## START Available data

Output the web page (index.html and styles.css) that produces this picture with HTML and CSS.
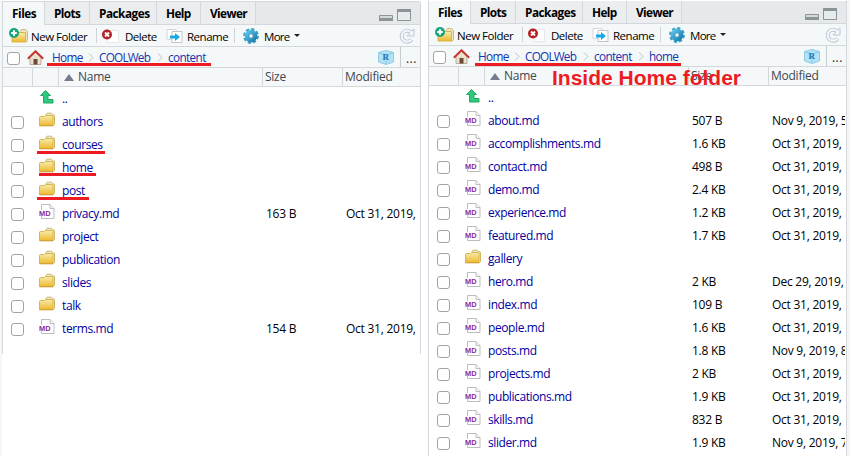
FILE: index.html
```
<!DOCTYPE html>
<html lang="en">
<head>
<meta charset="utf-8">
<title>Files</title>
<link rel="stylesheet" href="styles.css">
</head>
<body>
<svg width="0" height="0" class="defs">
  <defs>
    <linearGradient id="gold" x1="0" y1="0" x2="0" y2="1"><stop offset="0" stop-color="#f6ecae"/><stop offset="1" stop-color="#efb92e"/></linearGradient>
    <linearGradient id="blue" x1="0" y1="0" x2="1" y2="1"><stop offset="0" stop-color="#5ac3e6"/><stop offset="1" stop-color="#1b7fae"/></linearGradient>
    <symbol id="folder" viewBox="0 0 16 15"><path d="M6.5 3.500 8 1.200h4.500l1 1.300 2 .8v9.200l-2 1.500" fill="#e9e6dc" stroke="#d0b765"/><path d="M.5 5.500q0-1 1-1h4l1-1h6.500q1 0 1 1v9H.5z" fill="url(#gold)" stroke="#d9b54a"/><path d="M.5 13.800h13.500" stroke="#cf9c35"/></symbol>
    <symbol id="md" viewBox="0 0 16 15"><path d="M2.500 6V.5h8.500l4 4v10H2.500V12" fill="#fff" stroke="#bdbdbd"/><path d="M11 .5v4h4" fill="#f4f4f4" stroke="#bdbdbd"/><text x="0" y="12" class="md-label" textLength="11.500" lengthAdjust="spacingAndGlyphs">MD</text></symbol>
    <symbol id="up" viewBox="0 0 14 14"><path d="M5.500.5.5 5.500h3V13h9.500V9.500H8v-4h2.500z" fill="#2fc87d" stroke="#1fa866"/></symbol>
    <symbol id="newfolder" viewBox="0 0 20 15"><path d="M11 3.500 12.500 1.500h4l2 2v9l-1.500 2" fill="#eee6c8" stroke="#d0b765"/><path d="M3 4.500h13.500v9.500H3z" fill="url(#gold)" stroke="#d9b54a"/><circle cx="5" cy="5" r="5" fill="#1ba37b"/><path d="M5 2.200v5.600M2.200 5h5.600" stroke="#fff" stroke-width="2"/></symbol>
    <symbol id="delete" viewBox="0 0 17 14"><path d="M5.500 1.500h11v12h-11z" fill="#fff" stroke="#e5e7e8"/><circle cx="5" cy="5.500" r="5" fill="#b81f24"/><path d="m3 3.500 4 4m0-4-4 4" stroke="#fff" stroke-width="1.800"/></symbol>
    <symbol id="rename" viewBox="0 0 17 14"><path d="M1 .5h9v10H1z" fill="#fff" stroke="#d3d7d9"/><path d="M6 2.500h10v11H6z" fill="#fff" stroke="#c1c5c8"/><path d="M4 6.500h5V4L14 8l-5 4V9.500H4z" fill="#18a8e4"/></symbol>
    <symbol id="gear" viewBox="0 0 16 16"><circle cx="8" cy="8" r="6.600" fill="none" stroke="#3b9cc4" stroke-width="2.600" stroke-dasharray="3.100 2.084"/><circle cx="8" cy="8" r="4.300" fill="none" stroke="url(#blue)" stroke-width="4.200"/><circle cx="8" cy="8" r="2.200" fill="#eaf7fc" stroke="#207da8" stroke-width=".7"/></symbol>
    <symbol id="refresh" viewBox="0 0 16 16"><path d="M12.600 11.500A5.500 5.500 0 1 1 12 4.200" fill="none" stroke="#bdc5d4" stroke-width="4"/><path d="M15 .8v7.200H8z" fill="#f2f5fa" stroke="#bdc5d4"/><path d="M12.400 11.800A5.500 5.500 0 1 1 12 4.200l1 1" fill="none" stroke="#f2f5fa" stroke-width="2.200"/></symbol>
    <symbol id="house" viewBox="0 0 17 15"><path d="M3 7v7.500h11V7L8.500 2z" fill="#e7e1d2" stroke="#a89f8b" stroke-width=".8"/><path d="M6.500 9h4v5.500h-4z" fill="#6f4938"/><path d="M.8 8.700 8.500 1.200l7.700 7.500" fill="none" stroke="#c7322a" stroke-width="1.900"/></symbol>
    <symbol id="cube" viewBox="0 0 16 15"><path d="M.5 2.500 8 .5l7.500 2v9.500L8 14.500.5 12z" fill="#b2e2f5" stroke="#8fcce7"/><path d="m1 3 7 2 7-2M8 5v9" fill="none" stroke="#86cae8"/><text x="4.500" y="10" class="cube-label">R</text></symbol>
    <symbol id="chev" viewBox="0 0 6 9"><path d="m1 .5 4 4-4 4" fill="none" stroke="#b9c0c5"/></symbol>
    <symbol id="winmin" viewBox="0 0 14 6"><path d="M.5.5h13v5H.5z" fill="#d4d9db" stroke="#8b9498"/><path d="M0 3h14v3H0z" fill="#8b9498"/></symbol>
    <symbol id="winmax" viewBox="0 0 14 12"><path d="M.5.5h13v11H.5z" fill="#e6ebed" stroke="#8b9498"/><path d="M0 0h14v3H0z" fill="#8b9498"/></symbol>
  </defs>
</svg>
<main class="stage">
  <section class="pane pane-left">
    <nav class="tabs">
      <b class="tab on t1">Files</b><b class="tab t2">Plots</b><b class="tab t3">Packages</b><b class="tab t4">Help</b><b class="tab t5">Viewer</b>
      <span class="win"><svg class="wmin"><use href="#winmin"/></svg><svg class="wmax"><use href="#winmax"/></svg></span>
    </nav>
    <div class="toolbar">
      <svg class="i-new"><use href="#newfolder"/></svg><span class="l-new">New Folder</span><i class="sep"></i>
      <svg class="i-del"><use href="#delete"/></svg><span class="l-del">Delete</span>
      <svg class="i-ren"><use href="#rename"/></svg><span class="l-ren">Rename</span><i class="sep"></i>
      <svg class="i-gear"><use href="#gear"/></svg><span class="l-more">More</span><i class="caret"></i>
      <svg class="i-ref"><use href="#refresh"/></svg>
    </div>
    <div class="path">
      <i class="box"></i><svg class="i-home"><use href="#house"/></svg>
      <span class="c-home">Home</span><svg class="chev"><use href="#chev"/></svg><span class="c-web">COOLWeb</span><svg class="chev"><use href="#chev"/></svg><span class="c-content">content</span>
      <svg class="i-cube"><use href="#cube"/></svg><span class="dots">...</span>
    </div>
    <div class="head"><span></span><span></span><span class="h-name"><i class="sort"></i>Name</span><span>Size</span><span>Modified</span></div>
    <div class="rows">
      <div class="row"><span></span><svg class="upi"><use href="#up"/></svg><a>..</a></div>
      <div class="row"><i class="box"></i><svg class="ico"><use href="#folder"/></svg><a>authors</a></div>
      <div class="row"><i class="box"></i><svg class="ico"><use href="#folder"/></svg><a>courses</a></div>
      <div class="row"><i class="box"></i><svg class="ico"><use href="#folder"/></svg><a>home</a></div>
      <div class="row"><i class="box"></i><svg class="ico"><use href="#folder"/></svg><a>post</a></div>
      <div class="row"><i class="box"></i><svg class="ico"><use href="#md"/></svg><a>privacy.md</a><span>163 B</span><span class="date">Oct 31, 2019,</span></div>
      <div class="row"><i class="box"></i><svg class="ico"><use href="#folder"/></svg><a>project</a></div>
      <div class="row"><i class="box"></i><svg class="ico"><use href="#folder"/></svg><a>publication</a></div>
      <div class="row"><i class="box"></i><svg class="ico"><use href="#folder"/></svg><a>slides</a></div>
      <div class="row"><i class="box"></i><svg class="ico"><use href="#folder"/></svg><a>talk</a></div>
      <div class="row"><i class="box"></i><svg class="ico"><use href="#md"/></svg><a>terms.md</a><span>154 B</span><span class="date">Oct 31, 2019,</span></div>
    </div>
  </section>
  <section class="pane pane-right">
    <nav class="tabs">
      <b class="tab on t1">Files</b><b class="tab t2">Plots</b><b class="tab t3">Packages</b><b class="tab t4">Help</b><b class="tab t5">Viewer</b>
      <span class="win"><svg class="wmin"><use href="#winmin"/></svg><svg class="wmax"><use href="#winmax"/></svg></span>
    </nav>
    <div class="toolbar">
      <svg class="i-new"><use href="#newfolder"/></svg><span class="l-new">New Folder</span><i class="sep"></i>
      <svg class="i-del"><use href="#delete"/></svg><span class="l-del">Delete</span>
      <svg class="i-ren"><use href="#rename"/></svg><span class="l-ren">Rename</span><i class="sep"></i>
      <svg class="i-gear"><use href="#gear"/></svg><span class="l-more">More</span><i class="caret"></i>
      <svg class="i-ref"><use href="#refresh"/></svg>
    </div>
    <div class="path">
      <i class="box"></i><svg class="i-home"><use href="#house"/></svg>
      <span class="c-home">Home</span><svg class="chev"><use href="#chev"/></svg><span class="c-web">COOLWeb</span><svg class="chev"><use href="#chev"/></svg><span class="c-content">content</span><svg class="chev"><use href="#chev"/></svg><span>home</span>
      <svg class="i-cube"><use href="#cube"/></svg><span class="dots">...</span>
    </div>
    <div class="head"><span></span><span></span><span class="h-name"><i class="sort"></i>Name</span><span>Size</span><span>Modified</span></div>
    <div class="rows">
      <div class="row"><span></span><svg class="upi"><use href="#up"/></svg><a>..</a></div>
      <div class="row"><i class="box"></i><svg class="ico"><use href="#md"/></svg><a>about.md</a><span>507 B</span><span class="date">Nov 9, 2019, 5</span></div>
      <div class="row"><i class="box"></i><svg class="ico"><use href="#md"/></svg><a>accomplishments.md</a><span>1.6 KB</span><span class="date">Oct 31, 2019,</span></div>
      <div class="row"><i class="box"></i><svg class="ico"><use href="#md"/></svg><a>contact.md</a><span>498 B</span><span class="date">Oct 31, 2019,</span></div>
      <div class="row"><i class="box"></i><svg class="ico"><use href="#md"/></svg><a>demo.md</a><span>2.4 KB</span><span class="date">Oct 31, 2019,</span></div>
      <div class="row"><i class="box"></i><svg class="ico"><use href="#md"/></svg><a>experience.md</a><span>1.2 KB</span><span class="date">Oct 31, 2019,</span></div>
      <div class="row"><i class="box"></i><svg class="ico"><use href="#md"/></svg><a>featured.md</a><span>1.7 KB</span><span class="date">Oct 31, 2019,</span></div>
      <div class="row"><i class="box"></i><svg class="ico"><use href="#folder"/></svg><a>gallery</a></div>
      <div class="row"><i class="box"></i><svg class="ico"><use href="#md"/></svg><a>hero.md</a><span>2 KB</span><span class="date">Dec 29, 2019,</span></div>
      <div class="row"><i class="box"></i><svg class="ico"><use href="#md"/></svg><a>index.md</a><span>109 B</span><span class="date">Oct 31, 2019,</span></div>
      <div class="row"><i class="box"></i><svg class="ico"><use href="#md"/></svg><a>people.md</a><span>1.6 KB</span><span class="date">Oct 31, 2019,</span></div>
      <div class="row"><i class="box"></i><svg class="ico"><use href="#md"/></svg><a>posts.md</a><span>1.8 KB</span><span class="date">Nov 9, 2019, 8</span></div>
      <div class="row"><i class="box"></i><svg class="ico"><use href="#md"/></svg><a>projects.md</a><span>2 KB</span><span class="date">Oct 31, 2019,</span></div>
      <div class="row"><i class="box"></i><svg class="ico"><use href="#md"/></svg><a>publications.md</a><span>1.9 KB</span><span class="date">Oct 31, 2019,</span></div>
      <div class="row"><i class="box"></i><svg class="ico"><use href="#md"/></svg><a>skills.md</a><span>832 B</span><span class="date">Oct 31, 2019,</span></div>
      <div class="row"><i class="box"></i><svg class="ico"><use href="#md"/></svg><a>slider.md</a><span>1.9 KB</span><span class="date">Nov 9, 2019, 7</span></div>
    </div>
  </section>
  <i class="mark m-path1"></i><i class="mark m-courses"></i><i class="mark m-home"></i><i class="mark m-post"></i><i class="mark m-path2"></i>
  <strong class="note">Inside Home folder</strong>
</main>
</body>
</html>
```
FILE: styles.css
```
* { box-sizing: border-box; }
body { margin: 0; background: #fff; font: 12px "Open Sans", "Noto Sans", sans-serif; color: #000; }
.defs { position: absolute; }
svg { display: block; flex: none; }
.stage { position: relative; width: 850px; height: 456px; overflow: hidden; display: flex; align-items: flex-start; gap: 7px; padding-left: 2px; background: linear-gradient(90deg, #f4f7f8 2px, #fff 2px 847px, #f4f5f6 847px); }
.pane { width: 419px; flex: none; background: #fff; border: 1px solid #d4d8dc; border-bottom: 0; overflow: hidden; letter-spacing: -.25px; }
.pane-left { margin-top: 1px; height: 353px; border-top-right-radius: 3px; }
.pane-right { height: 456px; border-top-color: #fff; }

.tabs { height: 23px; display: flex; background: #e6e8ea; border-bottom: 1px solid #d4d8dc; }
.tab { height: 22px; padding-left: 9px; line-height: 23px; border-right: 1px solid #d4d8dc; background: #ebedef; white-space: nowrap; font-size: 11.800px; letter-spacing: -.6px; }
.tab.on { height: 23px; background: #f4f8f9; }
.t1 { width: 42px; letter-spacing: -.45px; }
.t2 { width: 45px; }
.t3 { width: 67px; letter-spacing: -.5px; }
.t4 { width: 44px; }
.t5 { width: 55px; }
.win { margin-left: auto; display: flex; align-items: flex-end; gap: 4px; height: 19px; padding-right: 9px; }
.wmin { width: 14px; height: 6px; }
.wmax { width: 14px; height: 12px; }

.toolbar { height: 22px; display: flex; align-items: center; background: #f4f8f9; border-bottom: 1px solid #d4d8dc; padding-left: 6px; white-space: nowrap; line-height: 20px; font-size: 11.500px; letter-spacing: -.48px; }
.toolbar span { padding-top: 2px; }
.i-new { width: 20px; height: 15px; margin-right: 2px; }
.l-new { width: 65px; }
.sep { width: 1px; height: 15px; background: #cfd3d6; flex: none; }
.i-del { width: 17px; height: 14px; margin: 0 6px 0 5px; }
.l-del { width: 41px; }
.i-ren { width: 17px; height: 14px; margin-right: 4px; }
.l-ren { width: 47px; }
.i-gear { width: 16px; height: 16px; margin: 0 5px 0 8px; }
.l-more { width: 30px; letter-spacing: -.7px; }
.caret { border: 3px solid transparent; border-top-color: #222; border-bottom: 0; }
.i-ref { width: 16px; height: 16px; margin-left: auto; margin-right: 5px; }

.path { height: 21px; display: flex; align-items: center; background: #f4f8f9; border-bottom: 1px solid #d4d8dc; padding-left: 4px; color: #1433ad; white-space: nowrap; line-height: 20px; font-size: 11.800px; }
.box { display: block; flex: none; width: 13px; height: 13px; border: 1px solid #a3a3a3; border-radius: 3px; background: #fff; }
.path .box { margin-top: 2px; }
.i-home { width: 17px; height: 15px; margin: 0 8px 0 7px; }
.c-home { width: 36px; letter-spacing: -.65px; }
.c-web { width: 58px; letter-spacing: -.8px; }
.c-content { width: 44px; letter-spacing: -.65px; }
.c-content + .chev + span { letter-spacing: -.65px; }
.chev { width: 6px; height: 9px; margin-right: 5px; margin-top: 1px; }
.i-cube { width: 16px; height: 15px; margin-left: auto; margin-right: 6px; }
.path .dots { width: 20px; height: 20px; border-left: 1px solid #c5cace; padding-left: 5px; color: #222; line-height: 23px; letter-spacing: .5px; }
.cube-label { font: bold 9px "Liberation Serif", serif; fill: #2175b5; }

.head { height: 19px; display: grid; grid-template-columns: 30px 26px 204px 80px 77px; background: #f4f8f9; border-bottom: 1px solid #d4d8dc; color: #40474d; line-height: 18px; }
.head span { border-right: 1px solid #d4d8dc; padding-left: 2px; }
.head span:last-child { border: 0; }
.head .h-name { display: flex; align-items: center; padding-left: 5px; }
.sort { border: 5px solid transparent; border-bottom: 7px solid #747d8c; border-top: 0; margin-right: 4px; }

.row { height: 23px; display: grid; grid-template-columns: 28px 23px 204px 80px 73px; padding-left: 8px; align-items: center; line-height: 23px; }
.row .box { margin-top: 2px; }
.row a { color: #00009f; letter-spacing: -.4px; }
.row > * { white-space: nowrap; }
.ico { width: 16px; height: 15px; margin-top: -4px; }
.upi { width: 14px; height: 14px; margin: -3px 0 0 1px; }
.date { overflow: hidden; }
.md-label { font: bold 8px "Liberation Sans", sans-serif; fill: #8a2b91; letter-spacing: 0; }

.mark { position: absolute; height: 3px; background: #ed1c24; }
.m-path1 { left: 47px; top: 63px; width: 164px; }
.m-courses { left: 37px; top: 151px; width: 68px; }
.m-home { left: 39px; top: 173px; width: 57px; }
.m-post { left: 37px; top: 197px; width: 52px; }
.m-path2 { left: 475px; top: 63px; width: 206px; }
.note { position: absolute; left: 552px; top: 66px; font: bold 21px/23px "Liberation Sans", sans-serif; color: #ed1c24; white-space: nowrap; }
```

## END Available data

# Set exercise
Of the lines in the data, how many contain the word "index"? Provide the number and nothing further.

# The solution
3